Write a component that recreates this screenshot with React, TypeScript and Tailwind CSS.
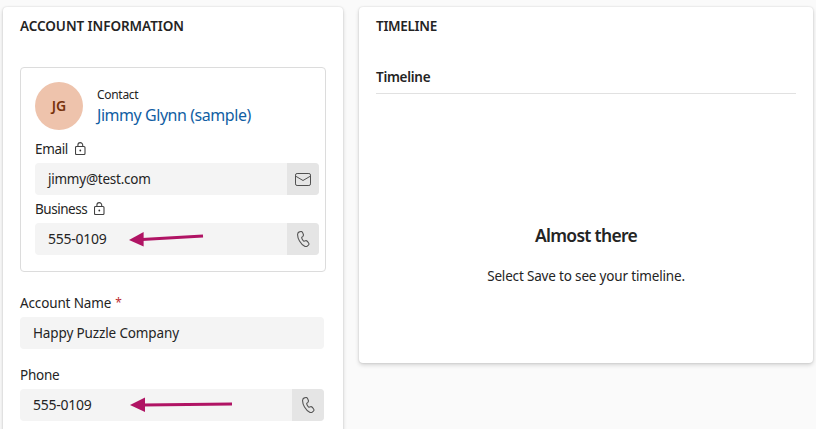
import type { ReactNode } from "react";

function LockIcon() {
  return (
    <svg className="-mt-px h-[13px] w-[11px] shrink-0" viewBox="0 0 11 13" fill="none" stroke="#424242" strokeWidth="1.1">
      <rect x="0.5" y="4.5" width="9.5" height="8" rx="1" />
      <path d="M2.9 4.5V3a2.4 2.4 0 0 1 4.8 0v1.5" />
      <circle cx="5.3" cy="8.5" r="0.9" fill="#323130" stroke="none" />
    </svg>
  );
}

function MailIcon() {
  return (
    <svg className="h-[13px] w-4" viewBox="0 0 16 13" fill="none" stroke="#505050" strokeWidth="1">
      <rect x="0.5" y="0.5" width="15" height="12" rx="1.6" />
      <path d="M0.7 3.2 8 7.5l7.3-4.3" />
    </svg>
  );
}

function PhoneIcon() {
  return (
    <svg className="h-4 w-[13px]" viewBox="0 0 13 16" fill="none" stroke="#555" strokeWidth="1.1" strokeLinejoin="round">
      <path d="M2.3 .9 3.4 .6C4.3 .3 5.2 .8 5.6 1.6L6.3 3.3C6.6 4.1 6.4 4.8 5.9 5.3L4.7 6.4C4.6 7.4 5.9 9.7 6.9 10.2L8.5 9.7C9.2 9.5 9.9 9.8 10.4 10.4L11.6 12C12.1 12.7 12 13.6 11.4 14.2L10.6 14.9C9.8 15.6 8.7 15.7 7.7 15.2C3.6 13.2 .3 7.3 .6 3.2C.7 2.1 1.3 1.2 2.3 .9Z" />
    </svg>
  );
}

function Field({ value, tracking, icon }: { value: string; tracking: string; icon?: ReactNode }) {
  return (
    <div className="flex h-8 overflow-hidden rounded bg-[#f4f4f4]">
      <div className={`flex-1 pl-[13px] leading-8 ${tracking}`}>{value}</div>
      {icon && <div className="flex w-8 items-center justify-center bg-[#e5e5e5]">{icon}</div>}
    </div>
  );
}

export default function App() {
  return (
    <div className="relative flex h-[429px] w-[816px] items-start gap-4 overflow-hidden bg-[#fafafa] pt-[7px] pl-[3px] font-['Noto_Sans','Open_Sans',sans-serif] text-[14px] leading-5 text-[#242424]">
      <section className="h-[440px] w-[340px] shrink-0 rounded bg-white px-[17px] pt-[9px] shadow-[0_0_2px_rgba(0,0,0,0.14),0_2px_4px_rgba(0,0,0,0.16)]">
        <h2 className="text-[13.5px] font-semibold tracking-[-0.06px]">ACCOUNT INFORMATION</h2>
        <div className="mt-[31px] h-[205px] w-[306px] rounded border border-[#dcdcdc] pt-[14px] pr-[6px] pl-[14px]">
          <div className="flex h-12 gap-[14px]">
            <div className="flex size-12 items-center justify-center rounded-full bg-[#eec3ac] text-[14px] font-semibold text-[#77320b]">JG</div>
            <div className="whitespace-nowrap">
              <div className="mt-[5px] text-[12px] leading-4 tracking-[-0.3px]">Contact</div>
              <div className="text-[16px] leading-[25px] tracking-[-0.45px] text-[#115ea3]">Jimmy Glynn (sample)</div>
            </div>
          </div>
          <div className="mt-[9px] flex items-center gap-[7px]">
            <span className="text-[13.5px] tracking-[-0.35px]">Email</span>
            <LockIcon />
          </div>
          <div className="mt-1">
            <Field value="jimmy@test.com" tracking="text-[13.5px] tracking-[-0.24px]" icon={<MailIcon />} />
          </div>
          <div className="mt-1 flex items-center gap-[7px]">
            <span className="text-[13.5px] tracking-[-0.48px]">Business</span>
            <LockIcon />
          </div>
          <div className="mt-1">
            <Field value="555-0109" tracking="tracking-[-0.26px]" icon={<PhoneIcon />} />
          </div>
        </div>
        <div className="mt-[21px] flex gap-1">
          <span className="text-[13.5px] tracking-[-0.14px]">Account Name</span>
          <span className="text-[12px] text-[#bc2f32]">*</span>
        </div>
        <div className="mt-1 w-[304px]">
          <Field value="Happy Puzzle Company" tracking="text-[13.5px] tracking-[-0.13px]" />
        </div>
        <div className="mt-4 text-[13.5px] tracking-[-0.25px]">Phone</div>
        <div className="mt-1 w-[304px]">
          <Field value="555-0109" tracking="tracking-[-0.26px]" icon={<PhoneIcon />} />
        </div>
      </section>

      <section className="h-[356px] w-[454px] shrink-0 rounded bg-white px-[17px] pt-[9px] shadow-[0_0_2px_rgba(0,0,0,0.14),0_2px_4px_rgba(0,0,0,0.16)]">
        <h2 className="text-[13.5px] font-semibold tracking-[-0.3px]">TIMELINE</h2>
        <div className="mt-[31px] h-[27px] border-b border-[#e1e1e1] text-[13.5px] font-semibold tracking-[-0.28px]">Timeline</div>
        <div className="mt-[129px] text-center text-[17.5px] leading-6 font-semibold tracking-[-0.7px]">Almost there</div>
        <div className="mt-[19px] text-center text-[13.5px] tracking-[-0.17px]">Select Save to see your timeline.</div>
      </section>

      <svg className="absolute top-0 left-0 h-[429px] w-[340px]" viewBox="0 0 340 429" fill="#b01464" stroke="#b01464">
        <path d="M142 239.4 203 236" strokeWidth="3" />
        <path d="M129 240 143.6 232v14.4Z" stroke="none" />
        <path d="M143 405 232 404" strokeWidth="3" />
        <path d="M130 405 145 397.5v14.5Z" stroke="none" />
      </svg>
    </div>
  );
}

* * * *

▸ **Work to be completed**
Please write out all of the material above without changing a word, and omit any pictures.

▸ **Full answer**
Write a component that recreates this screenshot with React, TypeScript and Tailwind CSS.
import type { ReactNode } from "react";

function LockIcon() {
  return (
    <svg className="-mt-px h-[13px] w-[11px] shrink-0" viewBox="0 0 11 13" fill="none" stroke="#424242" strokeWidth="1.1">
      <rect x="0.5" y="4.5" width="9.5" height="8" rx="1" />
      <path d="M2.9 4.5V3a2.4 2.4 0 0 1 4.8 0v1.5" />
      <circle cx="5.3" cy="8.5" r="0.9" fill="#323130" stroke="none" />
    </svg>
  );
}

function MailIcon() {
  return (
    <svg className="h-[13px] w-4" viewBox="0 0 16 13" fill="none" stroke="#505050" strokeWidth="1">
      <rect x="0.5" y="0.5" width="15" height="12" rx="1.6" />
      <path d="M0.7 3.2 8 7.5l7.3-4.3" />
    </svg>
  );
}

function PhoneIcon() {
  return (
    <svg className="h-4 w-[13px]" viewBox="0 0 13 16" fill="none" stroke="#555" strokeWidth="1.1" strokeLinejoin="round">
      <path d="M2.3 .9 3.4 .6C4.3 .3 5.2 .8 5.6 1.6L6.3 3.3C6.6 4.1 6.4 4.8 5.9 5.3L4.7 6.4C4.6 7.4 5.9 9.7 6.9 10.2L8.5 9.7C9.2 9.5 9.9 9.8 10.4 10.4L11.6 12C12.1 12.7 12 13.6 11.4 14.2L10.6 14.9C9.8 15.6 8.7 15.7 7.7 15.2C3.6 13.2 .3 7.3 .6 3.2C.7 2.1 1.3 1.2 2.3 .9Z" />
    </svg>
  );
}

function Field({ value, tracking, icon }: { value: string; tracking: string; icon?: ReactNode }) {
  return (
    <div className="flex h-8 overflow-hidden rounded bg-[#f4f4f4]">
      <div className={`flex-1 pl-[13px] leading-8 ${tracking}`}>{value}</div>
      {icon && <div className="flex w-8 items-center justify-center bg-[#e5e5e5]">{icon}</div>}
    </div>
  );
}

export default function App() {
  return (
    <div className="relative flex h-[429px] w-[816px] items-start gap-4 overflow-hidden bg-[#fafafa] pt-[7px] pl-[3px] font-['Noto_Sans','Open_Sans',sans-serif] text-[14px] leading-5 text-[#242424]">
      <section className="h-[440px] w-[340px] shrink-0 rounded bg-white px-[17px] pt-[9px] shadow-[0_0_2px_rgba(0,0,0,0.14),0_2px_4px_rgba(0,0,0,0.16)]">
        <h2 className="text-[13.5px] font-semibold tracking-[-0.06px]">ACCOUNT INFORMATION</h2>
        <div className="mt-[31px] h-[205px] w-[306px] rounded border border-[#dcdcdc] pt-[14px] pr-[6px] pl-[14px]">
          <div className="flex h-12 gap-[14px]">
            <div className="flex size-12 items-center justify-center rounded-full bg-[#eec3ac] text-[14px] font-semibold text-[#77320b]">JG</div>
            <div className="whitespace-nowrap">
              <div className="mt-[5px] text-[12px] leading-4 tracking-[-0.3px]">Contact</div>
              <div className="text-[16px] leading-[25px] tracking-[-0.45px] text-[#115ea3]">Jimmy Glynn (sample)</div>
            </div>
          </div>
          <div className="mt-[9px] flex items-center gap-[7px]">
            <span className="text-[13.5px] tracking-[-0.35px]">Email</span>
            <LockIcon />
          </div>
          <div className="mt-1">
            <Field value="jimmy@test.com" tracking="text-[13.5px] tracking-[-0.24px]" icon={<MailIcon />} />
          </div>
          <div className="mt-1 flex items-center gap-[7px]">
            <span className="text-[13.5px] tracking-[-0.48px]">Business</span>
            <LockIcon />
          </div>
          <div className="mt-1">
            <Field value="555-0109" tracking="tracking-[-0.26px]" icon={<PhoneIcon />} />
          </div>
        </div>
        <div className="mt-[21px] flex gap-1">
          <span className="text-[13.5px] tracking-[-0.14px]">Account Name</span>
          <span className="text-[12px] text-[#bc2f32]">*</span>
        </div>
        <div className="mt-1 w-[304px]">
          <Field value="Happy Puzzle Company" tracking="text-[13.5px] tracking-[-0.13px]" />
        </div>
        <div className="mt-4 text-[13.5px] tracking-[-0.25px]">Phone</div>
        <div className="mt-1 w-[304px]">
          <Field value="555-0109" tracking="tracking-[-0.26px]" icon={<PhoneIcon />} />
        </div>
      </section>

      <section className="h-[356px] w-[454px] shrink-0 rounded bg-white px-[17px] pt-[9px] shadow-[0_0_2px_rgba(0,0,0,0.14),0_2px_4px_rgba(0,0,0,0.16)]">
        <h2 className="text-[13.5px] font-semibold tracking-[-0.3px]">TIMELINE</h2>
        <div className="mt-[31px] h-[27px] border-b border-[#e1e1e1] text-[13.5px] font-semibold tracking-[-0.28px]">Timeline</div>
        <div className="mt-[129px] text-center text-[17.5px] leading-6 font-semibold tracking-[-0.7px]">Almost there</div>
        <div className="mt-[19px] text-center text-[13.5px] tracking-[-0.17px]">Select Save to see your timeline.</div>
      </section>

      <svg className="absolute top-0 left-0 h-[429px] w-[340px]" viewBox="0 0 340 429" fill="#b01464" stroke="#b01464">
        <path d="M142 239.4 203 236" strokeWidth="3" />
        <path d="M129 240 143.6 232v14.4Z" stroke="none" />
        <path d="M143 405 232 404" strokeWidth="3" />
        <path d="M130 405 145 397.5v14.5Z" stroke="none" />
      </svg>
    </div>
  );
}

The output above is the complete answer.